14 marzo 2018

Le presunzioni legittimano le misure cautelari

Autore: Giovambattista Palumbo
Le presunzioni tributarie possono, di per sé, sorreggere il fumus in fase cautelare, laddove, in tema di violazioni finanziarie, l'istituto dell'abuso del diritto, che esclude ormai la rilevanza penale delle condotte ad esso riconducibili, ha applicazione solo residuale rispetto alle disposizioni concernenti comportamenti simulatori.

Il caso - La Corte di Cassazione, Sezione Penale, con la sentenza n. 8047 del 20/02/2018, ha affermato princìpi che meritano di essere evidenziati.
Nel caso di specie, il Tribunale di Sassari, in funzione di giudice del riesame, rigettava l'istanza presentata nell'interesse degli indagati, confermando il decreto di sequestro preventivo emesso dal GIP.

Gli indagati erano sottoposti ad indagini preliminari per il reato di dichiarazione infedele ex art. 4, D.lgs. n. 74 del 2000, in particolare per aver omesso di dichiarare operazioni imponibili a fini IRES per un totale di Euro 1.526.039,00, a cui corrispondeva una maggiore imposta accertata di Euro 419.661,00, corrispondente al profitto conseguito.

Il GIP disponeva il sequestro per equivalente, per un valore corrispondente a tale profitto.

I predetti indagati proponevano infine ricorso per cassazione, deducendo inosservanza o erronea applicazione dell'art. 4, D.lgs. n. 74 del 2000, in particolare deducendo l'inutilizzabilità in sede penale degli accertamenti induttivi compiuti in sede tributaria in assenza di riscontri.

I ricorrenti sostenevano infatti che i giudici avevano erroneamente ritenuto configurabile il fumus del delitto ipotizzato sulla base della presunzione tributaria di indeducibilità degli oneri finanziari relativi all'operazione oggetto di contestazione, laddove, secondo i giudici del riesame, la realizzazione di una minusvalenza detraibile, tale da abbattere una plusvalenza realizzata nello stesso anno d'imposta e con valori pressoché simili, era stata posta a fini elusivi.
Tale conclusione, però, secondo i ricorrenti, si poneva in contrasto con la giurisprudenza della Suprema Corte, in base alla quale sarebbe esclusa la valenza probatoria delle presunzioni legali in sede penale, rivestendo le stesse natura solo indiziaria.

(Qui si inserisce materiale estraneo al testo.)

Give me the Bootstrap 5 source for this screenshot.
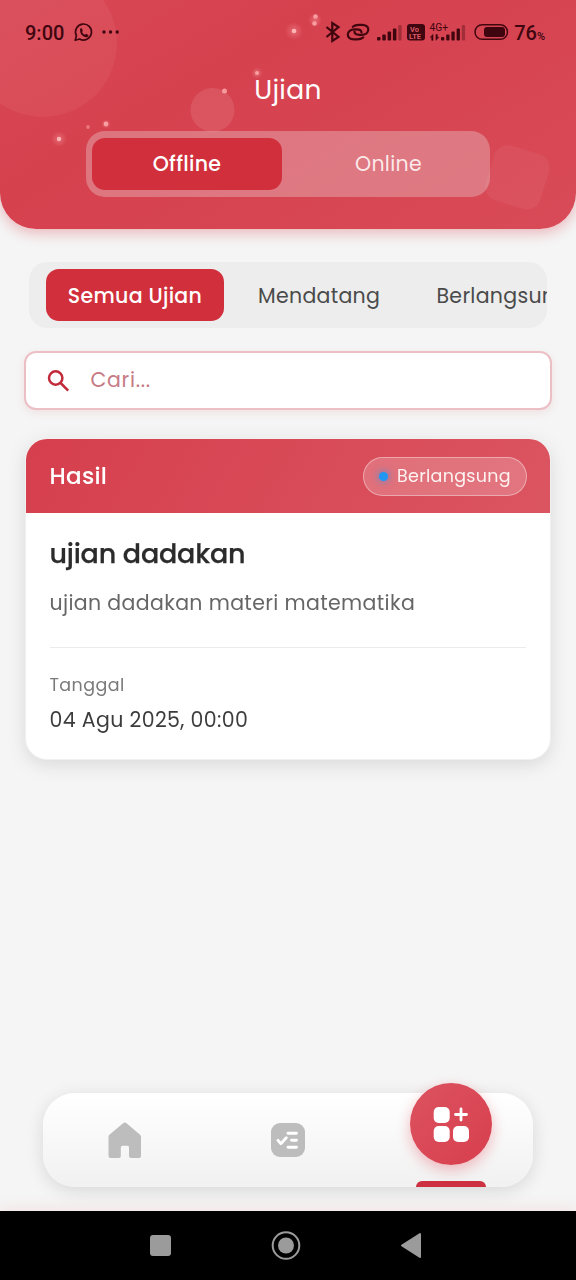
<!DOCTYPE html>
<html lang="id">
<head>
<meta charset="utf-8">
<meta name="viewport" content="width=device-width, initial-scale=1">
<title>Ujian</title>
<link href="https://cdn.jsdelivr.net/npm/bootstrap@5.3.0/dist/css/bootstrap.min.css" rel="stylesheet">
<style>
:root{--brand:#d12f3c}
body{font-family:Poppins,Inter,"Open Sans",sans-serif;background:#f5f5f5;height:1280px;overflow:hidden;line-height:1;letter-spacing:.3px}
.app{width:576px;height:1280px}
.hero{height:229px;border-radius:0 0 36px 36px;background:linear-gradient(150deg,#d94855 0%,#d6414e 35%,#d74552 65%,#d94b58 100%);box-shadow:0 4px 14px rgba(209,47,60,.32);overflow:hidden}
.statusbar{height:64px;padding:2px 31px 0 25px;font-family:Roboto,sans-serif;font-size:20px;font-weight:500;color:#40060f;letter-spacing:0}
.deco{position:absolute;inset:0}
.title{font-size:26.5px;font-weight:400;height:52px;line-height:52px;letter-spacing:.3px}
.seg{width:404px;height:66px;border-radius:19px;padding:7px 6px;margin-top:15px;background:rgba(232,190,195,.42)}
.seg-item{font-size:20.5px;border-radius:13px;color:rgba(255,244,244,.93)}
.seg-on{background:var(--brand);color:#fff;font-weight:500;width:190px}
.seg-off{padding-left:11px}
.tabs{margin:33px 29px 0;height:66px;border-radius:18px;background:#ededed;padding:7px 17px;overflow:hidden;font-size:20.5px;color:#4a4a4a}
.tabs span{padding-top:2px}
.tab-on{width:178px;border-radius:13px;background:var(--brand);color:#fff;font-weight:500}
.tab-next{margin-left:34px;width:178.500px}
.search{margin:23px 24px 0;height:59px;border:2.5px solid #ecbfc5;border-radius:12px;background:#fff;padding-left:19.500px;gap:19px;color:#c67a84;font-size:20.5px;letter-spacing:.7px;box-shadow:0 3px 8px rgba(209,47,60,.1)}
.exam{margin:28px 25px 0;height:322px;border:1px solid #f0f0f0;border-radius:22px;overflow:hidden;background:#fff}
.exam-wrap{filter:drop-shadow(0 5px 9px rgba(0,0,0,.11))}
.exam-head{height:74px;padding:0 23px 0 23.500px;background:linear-gradient(120deg,#d63f4d,#db5561);color:#fff;font-size:23px;font-weight:500}
.pill{height:39px;width:164px;border:1px solid rgba(255,255,255,.38);background:rgba(255,255,255,.2);font-size:17.5px;font-weight:400;padding-left:15px;gap:9px;color:rgba(255,250,248,.95)}
.pill span{padding-top:1px}
.dot{width:9px;height:9px;background:#2196f3;box-shadow:0 0 6px 2px rgba(33,150,243,.4)}
.exam-body{padding:0 24px 0 23.500px}
.name{font-size:27px;font-weight:500;color:#2b2b2b;height:81px;line-height:81px;letter-spacing:-.22px;-webkit-text-stroke:.25px #2b2b2b}
.desc{font-size:20.5px;color:#666;height:53.500px;line-height:18px;border-bottom:1.5px solid #ebebeb;letter-spacing:.36px}
.lab{font-size:17.5px;color:#7a7a7a;line-height:20px;margin-top:27.500px;letter-spacing:.4px}
.when{font-size:20.5px;color:#3c3c3c;line-height:24px;margin-top:13px;letter-spacing:.36px}
.dock{left:43px;top:1093px;width:490px;height:94px;border-radius:32px;background:linear-gradient(#fff,#f1f1f1);box-shadow:0 4px 18px rgba(0,0,0,.12)}
.fab{width:82px;height:82px;left:367px;top:-10px;border-radius:50%;background:linear-gradient(135deg,#dc5260,#d83f4d);box-shadow:0 5px 14px rgba(225,50,65,.32)}
.ind{left:373px;bottom:0;width:70px;height:6px;border-radius:6px 6px 0 0;background:#cd3040}
.sysnav{left:0;top:1211px;width:576px;height:69px;background:#000;box-shadow:0 -4px 14px rgba(225,50,65,.08)}
</style>
</head>
<body>
<div class="app position-relative overflow-hidden">
<header class="hero position-relative">
  <svg class="deco" width="576" height="229">
    <defs><radialGradient id="glow"><stop offset="0" stop-color="#ffb0b0" stop-opacity=".35"/><stop offset="1" stop-color="#ffb0b0" stop-opacity="0"/></radialGradient></defs>
    <circle cx="43" cy="43" r="74" fill="#fff" opacity=".05"/>
    <circle cx="212.500" cy="110" r="22" fill="#fff" opacity=".1"/>
    <rect x="489" y="149" width="57" height="57" rx="14" transform="rotate(17 518 177)" fill="#fff" opacity=".05"/>
    <g fill="url(#glow)"><circle cx="59" cy="139" r="8"/><circle cx="294" cy="31" r="9"/><circle cx="257" cy="73" r="6"/><circle cx="315" cy="20" r="7"/><circle cx="106" cy="124" r="5"/></g>
    <g fill="#ffb5b5"><circle cx="59" cy="139" r="2.200"/><circle cx="294" cy="31" r="2.300"/><g opacity=".75"><circle cx="257" cy="73" r="2"/><circle cx="315.500" cy="16.500" r="2.300"/><circle cx="314.500" cy="23.500" r="2.300"/><circle cx="106" cy="124" r="2.400"/><circle cx="224.500" cy="91" r="2.500"/></g><circle cx="88" cy="127" r="1.900" opacity=".45"/></g>
  </svg>
  <div class="statusbar position-relative d-flex align-items-center">
    <span>9:00</span>
    <svg class="deco" width="576" height="64" fill="none" stroke="#40060f">
      <path d="M75.200 40.200l1.200-4.500a8 8 0 1 1 3.200 3.300z" stroke-width="1.700" stroke-linejoin="round"/>
      <path d="M80.300 28.500l1.200-.4 1.400 2.600-.9 1.300c.7 1.500 1.600 2.200 3 2.800l1.200-1 2.300 1.400c-.2 1.900-2 2.300-3.600 1.700-3.200-1.200-5.500-3.900-4.600-8.400z" fill="#40060f" stroke="none"/>
      <g fill="#40060f" stroke="none"><circle cx="104" cy="32" r="1.700"/><circle cx="110.500" cy="32" r="1.700"/><circle cx="117.200" cy="32" r="1.700"/></g>
      <path d="M326.500 27l12 10-6.200 4V23l6.200 4-12 10" stroke-width="2.200"/>
      <g stroke-width="2.200" stroke-linecap="round"><path d="M352.800 26.800C354.500 25.200 356.500 24.800 359 24.800H362C366 24.800 368.300 27 368.300 29.500C368.300 32.500 365.500 34.800 361.500 34.800H359.500C356.500 34.800 354.500 33.500 354.500 31.500"/><path d="M363.200 37.400C361.500 38.900 359.500 39.300 357 39.300H354C350 39.300 347.800 37.200 347.800 34.600C347.800 31.600 350.500 29.300 354.500 29.300H356.500C359.500 29.300 361.500 30.500 361.500 32.500"/></g>
      <g fill="#40060f" stroke="none"><rect x="377" y="37" width="3.500" height="3.500" rx="1"/><rect x="382.300" y="34.500" width="3.500" height="6" rx="1"/><rect x="387.600" y="31.500" width="3.500" height="9" rx="1"/><rect x="392.900" y="28.500" width="3.500" height="12" rx="1"/><rect x="398.300" y="25" width="3.300" height="15.500" rx="1" opacity=".35"/>
      <rect x="407" y="24" width="18" height="16.500" rx="3"/>
      <rect x="441" y="37" width="3.300" height="3.500" rx="1"/><rect x="446.200" y="34.500" width="3.300" height="6" rx="1"/><rect x="451.400" y="31.500" width="3.300" height="9" rx="1"/><rect x="456.600" y="28.500" width="3.300" height="12" rx="1"/><rect x="461.800" y="25" width="3.300" height="15.500" rx="1" opacity=".35"/>
      <path d="M430.300 37.200l2.700-2.700v5.800h-1.300v-3.100zM438.800 37.300L436 40.300v-5.800h1.300v2.800z" stroke="#40060f" stroke-width=".6"/><rect x="484" y="27" width="21" height="10" rx="3"/></g>
      <rect x="475" y="24.700" width="32.500" height="14.600" rx="7.300" stroke-width="1.500"/>
      <g font-family="Roboto,sans-serif" stroke="none" font-weight="700"><text x="410" y="31.500" font-size="7.500" fill="#d65a66">Vo</text><text x="409" y="39" font-size="7.500" fill="#d65a66">LTE</text><text x="429.500" y="31" font-size="10.200" font-weight="400" fill="#40060f">4G+</text></g>
    </svg>
    <span class="ms-auto">76<small style="font-size:11px">%</small></span>
  </div>
  <div class="title position-relative text-center text-white">Ujian</div>
  <div class="seg position-relative d-flex mx-auto">
    <div class="seg-item seg-on d-flex align-items-center justify-content-center">Offline</div>
    <div class="seg-item seg-off flex-fill d-flex align-items-center justify-content-center">Online</div>
  </div>
</header>
<nav class="tabs d-flex align-items-stretch">
  <div class="tab-on flex-shrink-0 d-flex align-items-center justify-content-center"><span>Semua Ujian</span></div>
  <div class="tab-next flex-shrink-0 d-flex align-items-center"><span>Mendatang</span></div>
  <div class="flex-shrink-0 d-flex align-items-center"><span>Berlangsung</span></div>
</nav>
<div class="search d-flex align-items-center">
  <svg width="26" height="26" viewBox="0 0 26 26" fill="none" stroke="#c22b3b" stroke-width="2.500"><circle cx="9.700" cy="10" r="6.700"/><path d="M14.600 15l7.600 7.600"/></svg>
  <span>Cari...</span>
</div>
<div class="exam-wrap">
<section class="exam">
  <div class="exam-head d-flex align-items-center justify-content-between"><span>Hasil</span>
    <div class="pill rounded-pill d-flex align-items-center"><i class="dot rounded-circle"></i><span>Berlangsung</span></div>
  </div>
  <div class="exam-body">
    <div class="name">ujian dadakan</div>
    <div class="desc">ujian dadakan materi matematika</div>
    <div class="lab">Tanggal</div>
    <div class="when">04 Agu 2025, 00:00</div>
  </div>
</section>
</div>
<nav class="dock position-absolute">
  <svg class="deco" width="490" height="94">
    <path d="M66.700 41.500L80.400 30q1.400-1.100 2.800 0L96.800 41.500q1.200.9 1.200 2.300V63q0 2-2 2h-8q-2 0-2-2v-8.800q0-1.500-1.500-1.500h-5.200q-1.500 0-1.500 1.500V63q0 2-2 2h-8.300q-2 0-2-2V43.800q0-1.400 1.200-2.300z" fill="#bdbdbd"/>
    <rect x="228" y="30" width="34" height="34" rx="9" fill="#bdbdbd"/>
    <g fill="none" stroke="#fff" stroke-width="2.900" stroke-linecap="round" stroke-linejoin="round"><path d="M235 47.300l2.800 3.400 5.500-5.900M245 40.300h8.500M248.500 47.300h5M245 54.300h8.500"/></g>
  </svg>
  <div class="ind position-absolute"></div>
  <div class="fab position-absolute">
    <svg width="82" height="82" fill="#fff"><rect x="23.700" y="24" width="16" height="16" rx="5"/><rect x="23.700" y="43" width="16" height="16" rx="5"/><rect x="43" y="43" width="16" height="16" rx="5"/><path d="M51 26v11M45.500 31.500h11" stroke="#fff" stroke-width="2.800" stroke-linecap="round"/></svg>
  </div>
</nav>
<div class="sysnav position-absolute">
  <svg width="576" height="69"><rect x="150" y="24" width="21" height="21" rx="3" fill="#9b9b9b"/><circle cx="286" cy="34.500" r="13.300" fill="none" stroke="#9b9b9b" stroke-width="2"/><circle cx="286" cy="34.500" r="8" fill="#9b9b9b"/><path d="M402 34.500L420 23v23z" fill="#9b9b9b" stroke="#9b9b9b" stroke-width="2" stroke-linejoin="round"/></svg>
</div>
</div>
</body>
</html>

La decisione - Secondo la Suprema Corte il ricorso era infondato.
Rileva infatti il Collegio che le censure dei ricorrenti prospettavano in realtà una critica risolventesi nel mero dissenso rispetto alla valutazione di merito operata dal giudice cautelare, inammissibile in sede di legittimità, laddove, tra le doglianze proponibili quali mezzi di ricorso, ai sensi dell'art. 606 c.p.p., non rientrano quelle relative alla valutazione delle prove, salvo il controllo estrinseco della congruità e logicità della motivazione.

Ma restano comunque escluse da tale controllo sia l'interpretazione e la consistenza degli indizi e delle prove, sia le eventuali incongruenze logiche che non siano manifeste.
I giudici di legittimità evidenziano, del resto, che le presunzioni tributarie possono in ogni caso, di per sé, sorreggere il fumus in fase cautelare.
E dunque i giudici avevano legittimamente ritenuto provato, ai limitati effetti cautelari, il fumus dell'art. 4, D.lgs. n. 74 del 2000.

La simulazione è evasione e non abuso - Infine, “per completezza”, il Collegio aggiunge che non si verteva, nel caso di specie, nell'ambito del c.d. abuso del diritto o elusione fiscale penalmente irrilevante, ex art. 10 bis, Statuto del Contribuente, atteso che, come già affermato dalla Corte, in tema di violazioni finanziarie, l'istituto dell'abuso del diritto di cui all'art. 10-bis l. 27 luglio 2000, n. 212, che, per effetto della modifica introdotta dall'art. 1 del D.lgs. 5 agosto 2015, n. 128, esclude ormai la rilevanza penale delle condotte ad esso riconducibili, ha applicazione solo residuale rispetto alle disposizioni concernenti comportamenti fraudolenti o simulatori, come appunto anche nel caso in esame.

La cessione da parte della società amministrata dagli indagati della quota di partecipazione "dissimulava", infatti, una cessione immobiliare. E proprio tale comportamento escludeva la possibile inquadrabilità dell'operazione nella nozione di abuso del diritto - elusione fiscale, privo di rilevanza penale.